GROSS: After he died…
SMITH: I had already received the call that he had died. I mean, we knew that he was dying. We knew that he was dying the last couple of weeks of his life. I talked to him – I talked to Robert in the last hour that he could still speak. And I listened to his breathing before I went to sleep. His brother called me and let me listen to his breathing. And he died that morning. So that sensation that I felt was his, you know, acceleration into his next place after death. I could really feel that. I’ve experienced a lot of death since Robert. I sat with Allen Ginsberg when he died. I was with my husband when he died, my parents. But Robert – the acceleration and energy I felt after Robert’s death was unique. And it did stay with me for quite a while. And I think that each of us, you know, our energy leaves in a different way, according to the person, you know, according to the energy of the person, the way the spirit manifests. Each of us die differently. And we have, you know, I believe that – I believe we all have a unique journey, whether it’s a journey of pure energy, if there’s any intelligence within the journey. But I think each of us have our own way of dissipating or entering a new field.
GROSS: You say that one of the people who you were with when he died was Allen Ginsberg. And in your memoir, you mention some advice that Ginsberg had given you after your husband died. He said, let go of the spirit of the departed, and continue your life’s celebration. Having experienced as much death as you have, is that good advice, do you think?
SMITH: Yes. I mean, I think that – you know, the idea that time heals all wounds is not really true. Our wounds aren’t really ever healed. We just learn to walk with them. We learn that some days we’re going to feel intense pain all over again. And we just have to say, OK, I know you. If (laughter) – you can come along with me today. And the same way that sometimes we start laughing at – in the middle of nowhere, remembering something that happened with someone we’ve lost. And, you know, life is the best thing that we have. We each have a life. We each have to negotiate it and navigate it.
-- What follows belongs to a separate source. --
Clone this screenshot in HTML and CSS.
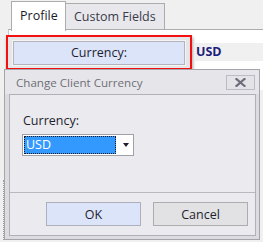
FILE: index.html
```html
<!DOCTYPE html>
<html>
<head>
<meta charset="utf-8">
<link rel="stylesheet" href="styles.css">
</head>
<body>
<div class="page">
  <div class="tabs">
    <div class="tab active">Profile</div>
    <div class="tab">Custom Fields</div>
  </div>
  <div class="panel">
    <div class="row">
      <div class="highlight">
        <div class="btn field-btn">Currency:</div>
      </div>
      <div class="value">USD</div>
    </div>
  </div>
  <div class="edge"></div>
  <div class="dialog">
    <div class="titlebar">
      <span class="title">Change Client Currency</span>
      <span class="close">
        <svg width="11" height="9" viewBox="0 0 11 9"><path d="M1.5 1 L9.5 8 M9.5 1 L1.5 8" stroke="#6e6e78" stroke-width="2.2" stroke-linecap="square"/></svg>
      </span>
    </div>
    <div class="client">
      <div class="content">
        <div class="label">Currency:</div>
        <div class="select">
          <div class="selected">USD</div>
          <div class="arrow"></div>
        </div>
      </div>
      <div class="footer">
        <div class="btn ok">OK</div>
        <div class="btn cancel">Cancel</div>
      </div>
    </div>
  </div>
</div>
</body>
</html>
```

FILE: styles.css
```css
html, body {
  margin: 0;
  padding: 0;
}
body {
  width: 263px;
  height: 242px;
  overflow: hidden;
  background: #f0f0f0;
  font-family: "Open Sans", "Noto Sans", sans-serif;
  font-size: 12px;
  color: #1e1e2e;
}
.page {
  position: relative;
  width: 263px;
  height: 242px;
}
.tabs {
  display: flex;
  align-items: flex-start;
  padding: 1px 0 0 11px;
  height: 28px;
}
.tab {
  box-sizing: border-box;
  border: 1px solid #acacac;
  border-bottom: none;
  background: #e8e8ec;
  margin-top: 2px;
  height: 26px;
  padding: 0 8px;
  line-height: 25px;
  font-size: 12.5px;
  color: #3a3a4a;
}
.tab.active {
  background: #ffffff;
  margin-top: 0;
  height: 30px;
  padding: 0 8px;
  position: relative;
  z-index: 1;
  line-height: 28px;
  color: #1a1a2a;
  width: 55px;
}
.tab + .tab {
  border-left: none;
  width: 99px;
}
.panel {
  margin-left: 8px;
  border-top: 1px solid #acacac;
  border-left: 1px solid #c8c8c8;
  background: #ffffff;
  height: 60px;
}
.row {
  display: flex;
  align-items: flex-start;
  padding-top: 5px;
}
.highlight {
  margin-left: -3px;
  width: 182px;
  height: 31px;
  border: 2.5px solid #f21010;
  box-shadow: 1px 2px 3px rgba(0,0,0,0.35);
  display: flex;
  align-items: center;
  justify-content: center;
  background: #e6e6e8;
}
.btn {
  box-sizing: border-box;
  display: flex;
  align-items: center;
  justify-content: center;
  border: 1px solid #adadad;
  font-size: 12.5px;
  color: #1e1e2e;
}
.field-btn {
  width: 172px;
  height: 24px;
  background: #dce4fa;
  border-color: #b4b4bc;
  box-shadow: 0 0 0 1px #f4f4f6;
}
.value {
  margin-left: 2px;
  margin-top: 8px;
  flex: 1;
  height: 18px;
  background: #f0f0f0;
  font-weight: bold;
  color: #1c1c7c;
  font-size: 12.5px;
  line-height: 18px;
  padding-left: 2px;
}
.edge {
  position: absolute;
  left: 3px;
  top: 180px;
  height: 60px;
  border-left: 1px dotted #9a9aa0;
}
.dialog {
  position: absolute;
  left: 4px;
  top: 69px;
  width: 256px;
  height: 171px;
  box-sizing: border-box;
  border: 1px solid #a4a4aa;
  background: #dcdce0;
  padding: 0 3px 3px 4px;
  display: flex;
  flex-direction: column;
}
.titlebar {
  height: 24px;
  display: flex;
  align-items: center;
  justify-content: space-between;
  background: #e6e6ea;
  margin: 0 -3px 0 -4px;
  padding-right: 4px;
  padding-left: 11px;
}
.title {
  color: #6e6e76;
  font-size: 11.6px;
}
.close {
  box-sizing: border-box;
  width: 29px;
  height: 15px;
  border: 1px solid #bcbcc2;
  background: #e4e4e8;
  display: flex;
  align-items: center;
  justify-content: center;
  margin-top: 1px;
}
.client {
  flex: 1;
  box-sizing: border-box;
  border: 1px solid #b0b0b6;
  background: #ebebef;
  display: flex;
  flex-direction: column;
}
.content {
  height: 98px;
  box-sizing: border-box;
  border-bottom: 1px solid #b8b8be;
  padding: 17px 0 0 13px;
}
.label {
  font-size: 12.5px;
  color: #1e1e2e;
  height: 20px;
  line-height: 18px;
}
.select {
  margin-top: 2px;
  margin-left: -1px;
  width: 112px;
  height: 22px;
  box-sizing: border-box;
  border: 1px solid #a0a0a8;
  background: #ffffff;
  display: flex;
  align-items: center;
  padding: 1px;
}
.selected {
  box-sizing: border-box;
  width: 92px;
  height: 18px;
  background: #3399ff;
  border: 1px dotted #1a1a1a;
  color: #ffffff;
  font-size: 12.5px;
  line-height: 16px;
  padding-left: 1px;
}
.arrow {
  margin-left: 7px;
  width: 0;
  height: 0;
  border-left: 3.5px solid transparent;
  border-right: 3.5px solid transparent;
  border-top: 4px solid #1e1e2e;
}
.footer {
  flex: 1;
  display: flex;
  align-items: flex-start;
  padding: 9px 0 0 36px;
  gap: 12px;
}
.ok, .cancel {
  width: 95px;
  height: 24px;
}
.ok {
  background: #dce4fa;
  border-color: #adb0bc;
}
.cancel {
  background: #e2e2e4;
  border-color: #adadb0;
}
```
And I think it’s very important that we enjoy our life, that we get everything we can out of it. And it doesn’t take away from our love of the departed. I mean, I take Fred along with me in the things that I do – or Robert or my father or my mother. You know, whoever wants to come along, they can be with me. And – you know, and if I want them, I can sense them. You know, we have our own life, but we can still walk with the people that we miss or that we lose. And I think it’s very important to not be afraid to experience joy in the middle of sorrow. When my brother died, my sister and I sat with his body, our beloved brother, and we wept. And then, I don’t know what happened. One of us triggered laughter in the other. My brother and sister and I used to laugh so much that we would get sick. And my sister and I started laughing, sitting with my brother, as if he had infected us. And we laughed so hard that we were scolded by the funeral director. And – which – you know, my brother, who was so mischievous, I’m sure caused all of this. But it’s all right, you know? We knew the depth of our sorrow, so it was all right for us to also, you know, experience some joy in his presence because, you know, that’s what our life is, you know – it’s the fearful symmetry of Blake, you know, joy and sorrow. You don’t want to just feel one of them. They’re both valuable to the spirit.